Employers must also be aware that similar issues of discrimination surround the use of credit reports. A credit score is not a standard part of an employment credit report, because there is no evidence to suggest that a credit score is a valid predictor of job performance. Much as with a criminal record, for an employer to factor in a credit history, the company should have a job-related justification.

No federal law prohibits conducting credit checks. However, the EEOC has expressed concern that credit checks—like criminal records checks—could lead to discriminatory hiring practices. In 2008, the EEOC released guidance on the use of employment tests during the application process. The agency noted that such guidance was necessary, in part, because the number of lawsuits claiming discrimination based on credit reports and other selection procedures has been on the increase. (Read the EEOC ’s report here.)

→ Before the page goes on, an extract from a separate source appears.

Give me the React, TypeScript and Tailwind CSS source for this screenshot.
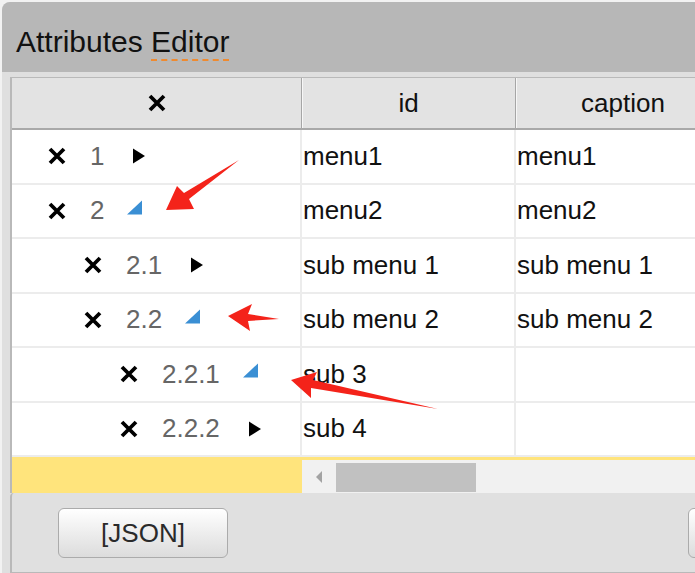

Though no states have made credit history checks illegal across the board, Washington state passed a law in 2007 that prevents an employer from considering a credit history as part of the hiring decision unless it is substantially job related and the employer’s reasons for the use of such information are disclosed to the applicant in writing.

In 2008, the California Legislature passed a bill that would have severely curtailed the use of credit reports for employment, but it was vetoed by the governor.

When might a credit history be relevant to a job? It could be legitimate to check credit history for a position where the person will handle cash. If an employer discovers that a person is saddled with debt, for example, it could be a red flag that the person would be under pressure to embezzle funds.

However, even if the law permits it and it is relevant to the job, employers should tread carefully; credit reports must be taken with a grain of salt. A credit report may contain information that is inaccurate, irrelevant, or out of date.